Common Minerals Used In Polypropylene Compounds

Which mineral should you use in your PP compound application? Let Entec Polymers help you select the best one!

Minerals are commonly added to polypropylene compounds to modify various physical and mechanical properties. Properties that can be modified include:

  • Modulus
  • Tensile or Flex Strength
  • Creep Resistance
  • HDT
  • Impact
  • Gloss
  • Density
  • Abrasion Resistance
  • Shrinkage and Warpage
  • X-Ray Shielding
  • Hardness
  • Lubricity
  • Flammability
  • Other

Depending on the specific mineral and the loading level used, they may be considered to be either a filler, a reinforcement or a modifier. Minerals would be considered to be a filler if they reduce the cost of the compound but do not provide any significant improvement in properties. They would be considered to be a reinforcement if they improve the strength or stiffness of the compound. And finally they would be considered to be a modifier if they change properties such as X-ray shielding or flame resistance. Important properties of minerals include their particle size, shape and aspect ratio.

In addition to these common minerals, there are a number of other minerals that are also used in polypropylene compounds. These include, but are not limited to: silica, quartz, dolomite, alumina trihydrate, magnesium hydroxide, iron oxide, hematite, magnetite, halloysite, titanium dioxide, zinc oxide and diatomaceous earth. Of these minerals, magnesium hydroxide is used as a flame retardant while titanium dioxide and zinc oxide are used as white pigments.

The selection of which mineral to use in a polypropylene compound will depend on the desired properties of the final compound.


Calcium carbonate is used because of its low cost and high whiteness. It also offers a balance of stiffness, dart impact, good surface appearance, heat aging performance, good colorability and resistance to environmental stress cracking.


Talc is used to improve tensile strength, flex modulus and heat deflection temperature. Talc is one of the softest, least abrasive minerals.


Mica is used where color is not so important but where maximum tensile strength, flex modulus and heat deflection temperature are desired. Mica is also used in applications requiring sound-deadening properties, reduced warpage and lower coefficient of thermal expansion. Muscovite mica is whiter in color than phlogopite mica which is amber to brown in color.
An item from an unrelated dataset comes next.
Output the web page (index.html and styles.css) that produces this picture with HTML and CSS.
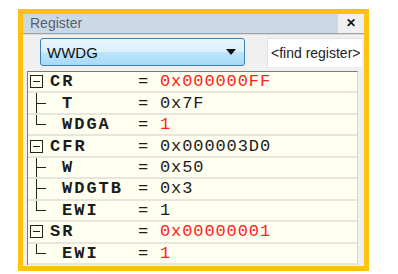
FILE: index.html
```html
<!DOCTYPE html>
<html lang="en">
<head>
    <meta charset="UTF-8">
    <title>Register</title>
    <link rel="stylesheet" href="styles.css">
</head>
<body>
    <div class="frame">
        <div class="titlebar">
            <div class="title">Register</div>
            <div class="close">&#x2715;</div>
        </div>
        <div class="toolbar">
            <div class="combo">
                <span>WWDG</span>
                <svg class="arrow" width="10" height="6" viewBox="0 0 10 6"><path d="M0 0H10L5 6Z" fill="#111"/></svg>
            </div>
            <div class="find">&lt;find register&gt;</div>
        </div>
        <div class="grid">
            <div class="row">
                <div class="name"><span class="box"></span>CR</div>
                <div class="eq">=</div>
                <div class="val red">0x000000FF</div>
            </div>
            <div class="row">
                <div class="name child"><span class="branch"></span>T</div>
                <div class="eq">=</div>
                <div class="val">0x7F</div>
            </div>
            <div class="row">
                <div class="name child"><span class="branch last"></span>WDGA</div>
                <div class="eq">=</div>
                <div class="val red">1</div>
            </div>
            <div class="row">
                <div class="name"><span class="box"></span>CFR</div>
                <div class="eq">=</div>
                <div class="val">0x000003D0</div>
            </div>
            <div class="row">
                <div class="name child"><span class="branch"></span>W</div>
                <div class="eq">=</div>
                <div class="val">0x50</div>
            </div>
            <div class="row">
                <div class="name child"><span class="branch"></span>WDGTB</div>
                <div class="eq">=</div>
                <div class="val">0x3</div>
            </div>
            <div class="row">
                <div class="name child"><span class="branch last"></span>EWI</div>
                <div class="eq">=</div>
                <div class="val">1</div>
            </div>
            <div class="row">
                <div class="name"><span class="box"></span>SR</div>
                <div class="eq">=</div>
                <div class="val red">0x00000001</div>
            </div>
            <div class="row">
                <div class="name child"><span class="branch last"></span>EWI</div>
                <div class="eq">=</div>
                <div class="val red">1</div>
            </div>
        </div>
    </div>
</body>
</html>
```

FILE: styles.css
```css
body {
    margin: 0;
    background: #fff;
    font-family: "Liberation Sans", Arial, sans-serif;
}

.frame {
    margin: 9px 0 0 18px;
    width: 341px;
    height: 252px;
    border: 5px solid #ffc20e;
    background: #f0f0f0;
    overflow: hidden;
}

.titlebar {
    display: flex;
    height: 19px;
    border-bottom: 1px solid #a0a0a0;
    box-shadow: 0 1px 0 #dcdcdc;
}

.title {
    flex: 1;
    background: #cbd9e7;
    color: #566270;
    font-size: 14px;
    line-height: 19px;
    padding-left: 7px;
}

.close {
    width: 26px;
    text-align: center;
    font-size: 12px;
    font-weight: bold;
    line-height: 19px;
    color: #111;
}

.toolbar {
    display: flex;
    align-items: center;
    gap: 22px;
    margin: 4px 0 0 17px;
    height: 28px;
}

.combo {
    width: 189px;
    height: 26px;
    border: 1px solid #3c7fb1;
    border-radius: 3px;
    background: linear-gradient(#eaf6fd, #d9f0fc 50%, #bee6fd 50%, #a7d9f5);
    display: flex;
    align-items: center;
    justify-content: space-between;
    padding: 0 8px 0 6px;
    box-sizing: content-box;
    font-size: 15px;
    color: #111;
}

.find {
    flex: 1;
    height: 29px;
    line-height: 28px;
    background: #fff;
    border-left: 1px solid #e2e2e2;
    border-top: 1px solid #e2e2e2;
    box-sizing: border-box;
    padding-left: 3px;
    margin-right: 2px;
    font-size: 14px;
    color: #222;
    white-space: nowrap;
    overflow: hidden;
}

.grid {
    margin: 5px 0 0 4px;
    width: 331px;
    height: 194px;
    box-sizing: border-box;
    border-top: 1px solid #7a7a7a;
    border-left: 1px solid #7a7a7a;
    border-right: 1px solid #d6d6d6;
    background: #fffff0;
    display: flex;
    flex-direction: column;
}

.row {
    flex: 1;
    display: flex;
    align-items: stretch;
    border-bottom: 2px solid #e6e6dc;
    font-family: "Liberation Mono", "Courier New", monospace;
    font-size: 17px;
    color: #1c1c1c;
}

.name {
    width: 110px;
    display: flex;
    align-items: center;
    font-weight: bold;
    letter-spacing: 2px;
}

.box {
    width: 11px;
    height: 11px;
    margin: 0 7px 0 2px;
    border: 1px solid #222;
    background: linear-gradient(#222, #222) center / 7px 1px no-repeat;
}

.branch {
    align-self: stretch;
    width: 10px;
    margin: 0 16px 0 8px;
    background:
        linear-gradient(#222, #222) 0 0 / 1px 100% no-repeat,
        linear-gradient(#222, #222) 0 50% / 10px 1px no-repeat;
}

.branch.last {
    background:
        linear-gradient(#222, #222) 0 0 / 1px 50% no-repeat,
        linear-gradient(#222, #222) 0 50% / 10px 1px no-repeat;
}

.eq {
    width: 22px;
    display: flex;
    align-items: center;
}

.val {
    display: flex;
    align-items: center;
    letter-spacing: 0.9px;
}

.red {
    color: #ff2020;
}
```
Kaolin is used in applications where impact properties and electrical properties are the most important characteristics.


Wollastonite is used in applications requiring high tensile strength, flex modulus, heat deflection temperature and impact. Wollastonite gives a good surface appearance and can also improve the scratch resistance of polypropylene compounds.


Barium sulfate is used in applications requiring high density and sound deadening properties. It is also used in applications where X-ray shielding is required.

As mentioned earlier, particle size, shape and aspect ratio are critical to the overall performance of the mineral. Particle size is often defined by the ‘average’ particle size. However, what may be more important are the 10% smallest particles and 10% largest particles. If the particle size is too small, they tend to increase viscosity and cause agglomeration. If the particle size is too large, it will act as a flaw and lower the impact and elongation properties. Particle size greater than about 20 microns will tend to act like a flaw and reduce impact. This is one reason why adding mica to a compound results in low impact performance.

Particle shape will also affect the properties of the final compound. Higher aspect ratio particles, like wollastonite, will tend to be better reinforcing agents than round or platy particles. Platy particles like talc and mica can also acts as reinforcements, especially if they have high aspect ratios. Platy particles can reinforce along both of their plate dimensions, unlike fibers or acicular minerals which only reinforce along their one primary dimension. Round, low aspect ratio particles, like calcium carbonate, really don’t offer any reinforcement. However, they do help reduce warpage because they affect all 3-dimensions equally.

In order to be a good reinforcement, the mineral should have a high aspect ratio. This is why mica, talc and wollastonite make good reinforcing minerals. However, the tradeoff is that high aspect ratios will typically reduce impact. This is because one of the mineral dimensions will likely be over the 20-micron size limit where it becomes a stress concentrator. So why do some of the minerals with high aspect ratios still give us better-than-expected impact in our final molded parts? Because the aspect ratio in the final compound is smaller due to breakage of the mineral that occurs during compounding and molding. This results in a final aspect ratio that is lower than the original which results in improved impact. However, reducing the final aspect ratio will also negatively affect its performance as a reinforcing agent.

In summary, there are a variety of minerals that can be added to modify the physical and mechanical properties of polypropylene compounds. The choice of which mineral, or which combination of minerals, to use will depend on cost, colorability, density, processability or other characteristic.